Good journalism values balance above all else. We owe it to our readers to present everybody's ideas equally and not to ignore or discredit theories simply because they lack scientifically credible arguments or facts. Nor should we succumb to the easy mistake of thinking that scientists understand their fields better than, say, U.S. senators or best-selling novelists do.

there's a bit more. short, punchy, dripping with sarcasm and [to my ear] frustration and alarm.

Posted by: DeAnander | Apr 6 2005 18:36 utc | 6

good article from michael hudson in this month's harpers - The $4.7 Trillion Pyramid: Why Social Security Won't Be Enough to Save Wall Street

The one sure mark of a con, though, is the promise of free money. In fact, the only way the stock market is going to grow is if we the people put a lot more of our money into it. What Bush seeks to manufacture is a boom—or, more accurately, a bubble—bankrolled by the last safe pile of cash in America today. His plan is a Ponzi scheme, and in that scheme it is Social Security that is being played for the last sucker.

Posted by: b real | Apr 6 2005 18:46 utc | 7

@DeA:

Why don't you send that in its entirity to all the media whoredoms, starting with the Washington Post.

Hilarious.

Posted by: FlashHarry | Apr 6 2005 18:52 utc | 8

Ich möchte meine Glückwünsche geben den amerikanischen Leuten

Posted by: Joseph Goebbels | Apr 6 2005 19:08 utc | 10

LA Times They're In — but Not Home Free

Herron put no money down for her tidy one-bedroom, borrowing the entire purchase price of $211,000. To keep her monthly payments as low as possible, she got an adjustable-rate mortgage that won't require her to pay any principal for three years.

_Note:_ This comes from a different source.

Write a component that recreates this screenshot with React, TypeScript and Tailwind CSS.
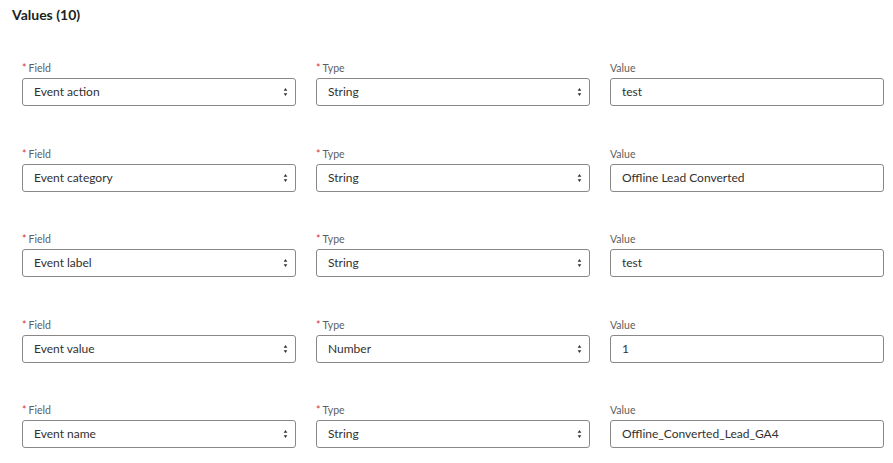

Thanks to her "interest-only" loan, the 911 police dispatcher was able to afford, barely, her first home. She now has a stake in California's sizzling real estate market. As her home increases in value, she plans to use some of that equity to pay down her credit cards.

But Herron is also setting herself up for a day of reckoning: Nov. 1, 2007.

That's when she has to start paying off her loan principal. If interest rates are higher than when she bought her home last fall — something many economists consider probable if not inevitable — her monthly payment will increase by as much as a third.

"I don't know what I'll do," said Herron, 32. "I'm already working overtime to pay my bills."

2004 - 48% of the homes bought in California were financed with interest only adjustable mortgage loans. Uchhh.

Posted by: b | Apr 6 2005 20:57 utc | 11

YOU can make money by using the Bible as your guide! How rare to have fundamentalism, Evangelical affection for Israel, and wacky Christian Science in one handy little article to share with your friends! The fun part is that the reference to Asher dipping his foot in oil refers to olive oil! I guess you can burn that in your multi-fuel Hum-Vee!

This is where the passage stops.